Striving for land degradation neutrality during World Day to Combat Desertification

By Bob Aston
Inclusive cooperation for achieving Land degradation neutrality is the theme of this year’s World Day to Combat Desertification. The national celebration in Kenya is at Pap Sori Grounds, Karungu Township in Migori County on June 17, 2016.
Effects of climate change. PHOTO: Bonface Njenga
The celebration will address the importance of comprehensive participation and cooperation in working towards achieving land degradation neutrality.
According to NEMA-Kenya, Karungu Township in Migori County is semi-arid and has all the characteristics of an emerging desert, with prolonged dry spells. In addition, deforestation particularly in Nyatike and Got-Kachola forest has led to decreased water supply to major rivers in the County.
Environmental degradation in the County has resulted in severe climatic changes. This has affected the agricultural sector directly and indirectly resulting into reduced crop productivity and subsequent food deficits in Migori County.
The main activities during the World Day to Combat Desertification (WDCD) celebrations include tree planting, a procession, exhibitions, media talk shows, and a visit to selected rehabilitated areas in Migori County.

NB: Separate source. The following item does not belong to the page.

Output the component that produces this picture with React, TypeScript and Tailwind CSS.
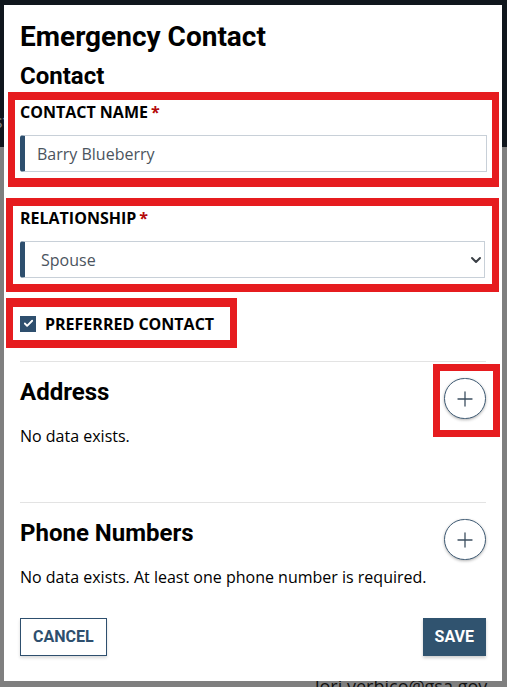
import { Check, ChevronDown, Plus } from 'lucide-react';

const heading = { fontFamily: 'Roboto, "Liberation Sans", sans-serif' };
const body = { fontFamily: '"Open Sans", "Liberation Sans", sans-serif' };

function Section({ title, text, marked, minH }: { title: string; text: string; marked?: boolean; minH: string }) {
  return (
    <div className={`border-t border-[#e3e3e3] ${minH}`}>
      <div className="flex items-start justify-between pt-[16px]">
        <h3 className="text-[24px] font-bold leading-[1.2] text-black" style={heading}>
          {title}
        </h3>
        <div className="relative">
          <button className="w-[42px] h-[41px] rounded-full border border-[#3f5b74] bg-white shadow-[0_1px_3px_rgba(0,0,0,0.3)] flex items-center justify-center text-[#3d4f60]">
            <Plus size={24} strokeWidth={1.3} />
          </button>
          {marked && (
            <div className="absolute -left-[11px] -top-[14px] w-[67px] h-[73px] border-[7px] border-[#e61c1f]" />
          )}
        </div>
      </div>
      <p className="text-[16px] text-black leading-[1.5] mt-[5px]" style={body}>
        {text}
      </p>
    </div>
  );
}

export default function App() {
  return (
    <div className="relative w-[507px] h-[687px] overflow-hidden bg-[#7f7f7f]">
      <div className="h-[147px] bg-[#10161d] pt-[108px] text-[18px] text-[#7b8086]" style={body}>
        <span className="-ml-[6px]">st</span>
      </div>
      <div className="pl-[315px] pt-[526px] text-[18px] text-[#111]" style={body}>
        lori.verbico@gsa.gov
      </div>

      <div className="absolute left-[4px] top-[5px] w-[498px] h-[676px] bg-white px-[16px] pt-[15px]">
        <h2 className="text-[28px] font-bold leading-[1.2] text-black" style={heading}>
          Emergency Contact
        </h2>
        <h3 className="text-[24px] font-bold leading-[1.2] text-black mt-[8px]" style={heading}>
          Contact
        </h3>

        <div className="-ml-[12px] -mr-[13px] mt-[2px] border-[7px] border-t-[8px] border-b-[9px] border-[#e61c1f] px-[5px] pb-[6px]">
          <label className="block text-[16px] font-bold leading-[1.5] text-black" style={body}>
            CONTACT NAME<span className="text-[#b50909] ml-[3px]">*</span>
          </label>
          <div className="mt-[11px] h-[37px] flex items-center border border-[#c8d0d8] border-l-[5px] border-l-[#2e4f6e] rounded-l-[3px] pl-[12px]">
            <span className="text-[16px] text-[#4b545e]" style={body}>
              Barry Blueberry
            </span>
          </div>
        </div>

        <div className="-ml-[14px] -mr-[13px] mt-[11px] border-[7px] border-t-[8px] border-b-[8px] border-[#e61c1f] px-[7px] pb-[6px]">
          <label className="block text-[16px] font-bold leading-[1.5] text-black" style={body}>
            RELATIONSHIP<span className="text-[#b50909] ml-[3px]">*</span>
          </label>
          <div className="mt-[11px] h-[37px] flex items-center justify-between border border-[#c8d0d8] border-l-[5px] border-l-[#2e4f6e] rounded-l-[3px] pl-[16px]">
            <span className="text-[16px] text-[#4b545e]" style={body}>
              Spouse
            </span>
            <ChevronDown size={16} strokeWidth={3} className="text-[#3a3f45]" />
          </div>
        </div>

        <div className="-ml-[14px] mt-[6px] w-[231px] border-[7px] border-t-[9px] border-b-[8px] border-[#e61c1f] pl-[7px] h-[50px] flex items-center gap-[9px]">
          <span className="w-[16px] h-[16px] bg-[#2e4f6e] flex items-center justify-center">
            <Check size={11} strokeWidth={4} className="text-white" />
          </span>
          <span className="text-[16px] font-bold text-black leading-none" style={body}>
            PREFERRED CONTACT
          </span>
        </div>

        <div className="mt-[13px]">
          <Section title="Address" text="No data exists." marked minH="h-[141px]" />
          <Section
            title="Phone Numbers"
            text="No data exists. At least one phone number is required."
            minH="h-[110px]"
          />
        </div>

        <div className="flex justify-between mt-[6px]">
          <button
            className="h-[38px] px-[12px] border-[1.5px] border-[#2e4f6e] text-[#2e4f6e] text-[16px] font-bold shadow-[0_2px_3px_rgba(0,0,0,0.15)]"
            style={heading}
          >
            CANCEL
          </button>
          <button
            className="h-[38px] px-[12px] bg-[#30536f] text-white text-[16px] font-bold shadow-[0_2px_3px_rgba(0,0,0,0.2)]"
            style={heading}
          >
            SAVE
          </button>
        </div>
      </div>
    </div>
  );
}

The culmination of the event will be the various messages by dignitaries headed by the Cabinet Secretary Prof. Judi Wakhungu of the Ministry of Environment, Natural Resources, and Regional Development Authorities. Others will be Prof Geoffrey Wahungu, the Director General of National Environment Management Authority (NEMA-Kenya) and the representatives of United Nations Environment Programme (UNEP)  and United Nations Development Program (UNDP).

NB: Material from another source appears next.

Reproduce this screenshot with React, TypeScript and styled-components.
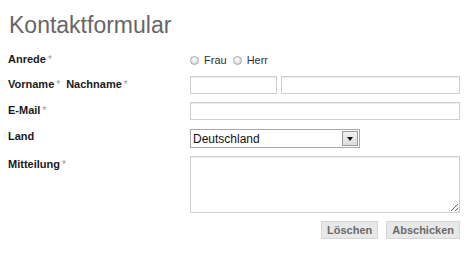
import React from 'react';
import styled, { createGlobalStyle } from 'styled-components';

const GlobalStyle = createGlobalStyle`
  html, body {
    margin: 0;
    padding: 0;
    background: #ffffff;
  }
  body {
    font-family: 'Liberation Sans', Arial, sans-serif;
    color: #222222;
  }
`;

const Page = styled.div`
  padding: 8px 8px 0 8px;
  width: 452px;
`;

const Title = styled.h1`
  margin: 4px 0 13px 1px;
  font-size: 23px;
  line-height: 26px;
  font-weight: normal;
  color: #666666;
`;

const Form = styled.form`
  display: grid;
  grid-template-columns: 182px 270px;
  row-gap: 8px;
  align-items: start;
`;

const Label = styled.div`
  padding-top: 2px;
  font-size: 11px;
  line-height: 13px;
  font-weight: bold;
  color: #1a1a1a;
  white-space: nowrap;
`;

const Required = styled.span`
  margin-left: 2px;
  font-weight: normal;
  font-size: 10px;
  color: #999999;
`;

const SecondLabel = styled.span`
  margin-left: 6px;
`;

const RadioGroup = styled.div`
  display: flex;
  align-items: center;
  height: 16px;
  padding-top: 1px;
  font-size: 11px;
  color: #333333;
`;

const Radio = styled.span`
  display: inline-block;
  box-sizing: border-box;
  width: 9px;
  height: 9px;
  margin-right: 5px;
  border-radius: 50%;
  border: 1px solid #a8a8a8;
  background: radial-gradient(circle at 40% 35%, #ffffff 0%, #e2e2e2 60%, #cacaca 100%);
`;

const RadioText = styled.span`
  margin-right: 6px;
`;

const InputRow = styled.div`
  display: flex;
  gap: 4px;
`;

const TextInput = styled.input<{ $width?: number }>`
  box-sizing: border-box;
  height: 18px;
  width: ${p => (p.$width ? `${p.$width}px` : '100%')};
  flex: ${p => (p.$width ? 'none' : '1')};
  margin: 0;
  padding: 0 3px;
  border: 1px solid #cfcfcf;
  box-shadow: inset 0 1px 0 #ececec;
  font-family: 'Liberation Sans', Arial, sans-serif;
  font-size: 11px;
  outline: none;
`;

const SelectBox = styled.div`
  box-sizing: border-box;
  display: flex;
  align-items: center;
  width: 170px;
  height: 19px;
  margin-top: 1px;
  border: 1px solid #a9a9a9;
  background: #ffffff;
`;

const SelectText = styled.span`
  flex: 1;
  padding-left: 2px;
  font-size: 12px;
  color: #111111;
`;

const SelectButton = styled.span`
  box-sizing: border-box;
  display: flex;
  align-items: center;
  justify-content: center;
  width: 16px;
  height: 15px;
  margin-right: 1px;
  border: 1px solid #9a9a9a;
  background: linear-gradient(#f2f2f2, #dcdcdc);

  &::after {
    content: '';
    width: 0;
    height: 0;
    border-left: 3.5px solid transparent;
    border-right: 3.5px solid transparent;
    border-top: 4px solid #111111;
  }
`;

const TextArea = styled.textarea`
  box-sizing: border-box;
  display: block;
  width: 270px;
  height: 57px;
  margin: 0;
  padding: 2px;
  border: 1px solid #cfcfcf;
  box-shadow: inset 0 1px 0 #ececec;
  font-family: 'Liberation Sans', Arial, sans-serif;
  font-size: 11px;
  outline: none;
`;

const ButtonRow = styled.div`
  display: flex;
  justify-content: flex-end;
  gap: 8px;
`;

const Button = styled.button`
  box-sizing: border-box;
  height: 18px;
  margin: 0;
  padding: 0 5px;
  border: 1px solid #d6d6d6;
  background: #e8e8e8;
  font-family: 'Liberation Sans', Arial, sans-serif;
  font-size: 11px;
  font-weight: bold;
  color: #6a6a6a;
  line-height: 16px;
`;

const App: React.FC = () => {
  return (
    <Page>
      <GlobalStyle />
      <Title>Kontaktformular</Title>
      <Form onSubmit={e => e.preventDefault()}>
        <Label>
          Anrede<Required>*</Required>
        </Label>
        <RadioGroup>
          <Radio />
          <RadioText>Frau</RadioText>
          <Radio />
          <RadioText>Herr</RadioText>
        </RadioGroup>

        <Label>
          Vorname<Required>*</Required>
          <SecondLabel>Nachname</SecondLabel>
          <Required>*</Required>
        </Label>
        <InputRow>
          <TextInput $width={87} />
          <TextInput />
        </InputRow>

        <Label>
          E-Mail<Required>*</Required>
        </Label>
        <TextInput />

        <Label>Land</Label>
        <SelectBox>
          <SelectText>Deutschland</SelectText>
          <SelectButton />
        </SelectBox>

        <Label>
          Mitteilung<Required>*</Required>
        </Label>
        <TextArea />

        <div />
        <ButtonRow>
          <Button type="button">Löschen</Button>
          <Button type="submit">Abschicken</Button>
        </ButtonRow>
      </Form>
    </Page>
  );
};

export default App;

Desertification is the result of a cycle of land degradation, turning once fertile soils into sterile land because of over-exploitation by intensive farming, forest exploitation for fuel and timber, and overgrazing.
According to Ban Ki-Moon, United Nations (UN) Secretary-General, without a long-term solution, desertification and land degradation will not only affect food supply but also lead to increased migration and threaten the stability of many nations and regions. This is why world leaders made land degradation neutrality one of the targets of the Sustainable Development Goals (SDGs).
WDCD 2016 event advocates for the importance of inclusive cooperation to restore and rehabilitate degraded and contribute towards achieving the overall SDGs.
In order to ‘leave no one behind’ as proclaimed in the new Sustainable Development Goals, achieving land degradation neutrality needs to be in the forefront to meet our requirements and develop sustainability.
In 1994, the UN General Assembly declared June 17 the WDCD to promote public awareness of the issue, and the implementation of the United Nations Convention to Combat Desertification (UNCCD) in those countries experiencing serious drought and/or desertification, particularly in Africa.
The slogan: “Protect Earth. Restore Land. Engage People” provides a strong reminder that strengthening community participation and cooperation at all levels can play a significant role in combating desertification. Join the efforts to deal with desertification and land degradation by planting trees and involving yourself in environmental conservation.